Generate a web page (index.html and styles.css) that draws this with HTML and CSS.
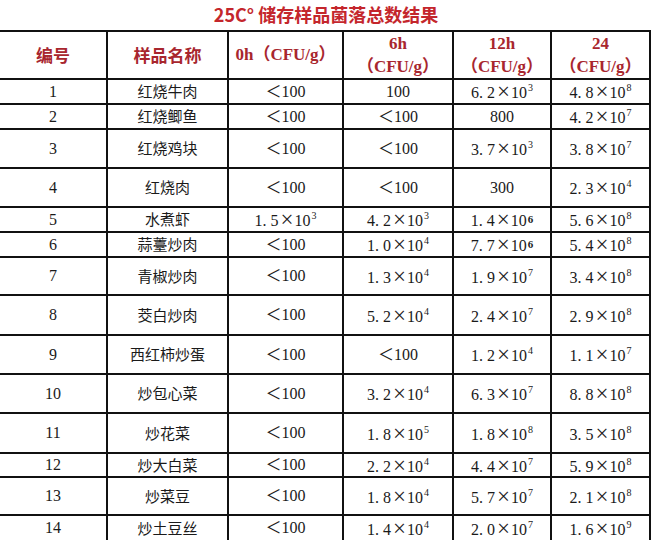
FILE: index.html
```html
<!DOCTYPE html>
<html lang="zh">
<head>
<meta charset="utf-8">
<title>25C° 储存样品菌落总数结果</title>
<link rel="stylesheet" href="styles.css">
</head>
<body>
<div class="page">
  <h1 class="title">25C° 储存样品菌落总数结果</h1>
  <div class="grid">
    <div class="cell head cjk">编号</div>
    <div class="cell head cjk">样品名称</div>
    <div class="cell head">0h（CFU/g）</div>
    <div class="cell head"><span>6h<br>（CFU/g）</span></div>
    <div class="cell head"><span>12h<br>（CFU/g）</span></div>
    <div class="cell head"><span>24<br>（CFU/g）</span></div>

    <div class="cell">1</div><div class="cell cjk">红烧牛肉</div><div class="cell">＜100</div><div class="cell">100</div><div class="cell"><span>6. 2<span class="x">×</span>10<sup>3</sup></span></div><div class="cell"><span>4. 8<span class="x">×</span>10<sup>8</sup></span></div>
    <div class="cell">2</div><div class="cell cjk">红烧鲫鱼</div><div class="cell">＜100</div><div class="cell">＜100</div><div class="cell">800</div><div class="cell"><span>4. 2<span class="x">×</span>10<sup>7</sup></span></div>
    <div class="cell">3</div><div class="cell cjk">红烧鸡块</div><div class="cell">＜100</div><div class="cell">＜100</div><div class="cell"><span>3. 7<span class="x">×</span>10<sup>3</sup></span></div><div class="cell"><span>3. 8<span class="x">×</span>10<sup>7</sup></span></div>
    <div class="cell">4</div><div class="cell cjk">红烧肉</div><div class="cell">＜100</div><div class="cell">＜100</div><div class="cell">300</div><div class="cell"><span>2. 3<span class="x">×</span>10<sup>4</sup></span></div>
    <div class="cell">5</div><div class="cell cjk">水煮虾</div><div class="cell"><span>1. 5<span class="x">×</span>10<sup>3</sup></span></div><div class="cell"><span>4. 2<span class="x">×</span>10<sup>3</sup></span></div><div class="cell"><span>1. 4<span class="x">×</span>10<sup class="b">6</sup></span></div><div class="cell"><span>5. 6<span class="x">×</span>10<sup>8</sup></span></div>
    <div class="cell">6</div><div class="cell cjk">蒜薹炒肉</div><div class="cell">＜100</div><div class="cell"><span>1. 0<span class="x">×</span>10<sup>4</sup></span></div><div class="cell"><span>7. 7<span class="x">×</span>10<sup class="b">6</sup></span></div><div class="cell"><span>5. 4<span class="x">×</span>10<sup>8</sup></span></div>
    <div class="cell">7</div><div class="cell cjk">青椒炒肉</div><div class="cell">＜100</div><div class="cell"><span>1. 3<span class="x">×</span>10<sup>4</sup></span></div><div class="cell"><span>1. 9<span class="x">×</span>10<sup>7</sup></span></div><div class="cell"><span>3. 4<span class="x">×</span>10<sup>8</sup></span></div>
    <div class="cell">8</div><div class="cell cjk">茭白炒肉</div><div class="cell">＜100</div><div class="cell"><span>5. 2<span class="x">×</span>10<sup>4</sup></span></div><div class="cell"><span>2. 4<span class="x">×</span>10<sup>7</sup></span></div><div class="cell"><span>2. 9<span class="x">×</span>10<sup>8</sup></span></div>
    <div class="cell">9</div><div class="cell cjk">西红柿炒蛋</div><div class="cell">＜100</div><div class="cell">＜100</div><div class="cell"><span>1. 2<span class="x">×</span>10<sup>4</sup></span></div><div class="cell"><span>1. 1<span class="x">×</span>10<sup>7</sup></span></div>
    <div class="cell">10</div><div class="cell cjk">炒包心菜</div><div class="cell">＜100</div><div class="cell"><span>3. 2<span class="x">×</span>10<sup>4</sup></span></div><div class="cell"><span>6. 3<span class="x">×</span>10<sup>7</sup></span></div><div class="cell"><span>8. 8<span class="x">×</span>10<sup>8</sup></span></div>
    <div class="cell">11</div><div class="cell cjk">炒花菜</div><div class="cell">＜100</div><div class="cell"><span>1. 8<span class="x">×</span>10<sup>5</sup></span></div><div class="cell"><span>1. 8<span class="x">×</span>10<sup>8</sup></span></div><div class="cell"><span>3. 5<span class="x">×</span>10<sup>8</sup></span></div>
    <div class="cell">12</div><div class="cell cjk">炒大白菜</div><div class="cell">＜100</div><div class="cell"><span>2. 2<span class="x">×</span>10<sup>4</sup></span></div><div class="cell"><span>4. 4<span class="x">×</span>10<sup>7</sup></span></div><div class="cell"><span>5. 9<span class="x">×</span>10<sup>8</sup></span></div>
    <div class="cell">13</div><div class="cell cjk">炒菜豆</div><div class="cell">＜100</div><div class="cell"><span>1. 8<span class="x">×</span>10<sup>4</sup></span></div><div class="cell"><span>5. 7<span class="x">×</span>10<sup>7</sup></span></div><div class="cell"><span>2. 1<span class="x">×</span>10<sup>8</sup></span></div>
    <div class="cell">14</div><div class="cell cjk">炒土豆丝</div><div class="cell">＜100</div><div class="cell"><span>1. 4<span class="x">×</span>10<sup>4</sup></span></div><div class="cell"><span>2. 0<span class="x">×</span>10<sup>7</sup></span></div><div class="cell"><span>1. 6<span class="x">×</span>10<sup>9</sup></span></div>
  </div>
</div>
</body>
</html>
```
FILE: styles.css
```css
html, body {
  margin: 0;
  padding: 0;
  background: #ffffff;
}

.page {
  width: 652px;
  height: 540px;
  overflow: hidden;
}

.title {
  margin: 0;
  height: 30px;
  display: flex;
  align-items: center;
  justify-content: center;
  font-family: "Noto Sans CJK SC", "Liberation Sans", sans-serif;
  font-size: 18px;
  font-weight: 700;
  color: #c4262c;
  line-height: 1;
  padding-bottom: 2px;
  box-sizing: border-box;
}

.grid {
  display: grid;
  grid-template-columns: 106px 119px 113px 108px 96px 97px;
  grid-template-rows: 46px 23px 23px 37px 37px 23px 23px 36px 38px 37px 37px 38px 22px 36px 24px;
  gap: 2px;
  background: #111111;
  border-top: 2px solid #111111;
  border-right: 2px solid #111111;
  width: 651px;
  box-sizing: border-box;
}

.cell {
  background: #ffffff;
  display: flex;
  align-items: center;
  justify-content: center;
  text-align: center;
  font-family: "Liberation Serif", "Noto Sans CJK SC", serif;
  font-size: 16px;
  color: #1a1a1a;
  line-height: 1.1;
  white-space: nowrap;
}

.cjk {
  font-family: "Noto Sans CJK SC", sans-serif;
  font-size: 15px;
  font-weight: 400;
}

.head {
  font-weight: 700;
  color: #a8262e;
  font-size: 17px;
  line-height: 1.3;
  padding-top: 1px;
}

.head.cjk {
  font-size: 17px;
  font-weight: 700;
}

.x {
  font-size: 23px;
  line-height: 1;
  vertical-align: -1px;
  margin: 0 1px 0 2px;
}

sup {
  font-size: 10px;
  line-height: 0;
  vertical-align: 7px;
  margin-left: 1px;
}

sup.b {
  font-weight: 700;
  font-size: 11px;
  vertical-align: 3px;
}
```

TASK OBJECTIVE: Report all lines of the data above that include the string "page".

FULL ANSWER:
Generate a web page (index.html and styles.css) that draws this with HTML and CSS.
<div class="page">
.page {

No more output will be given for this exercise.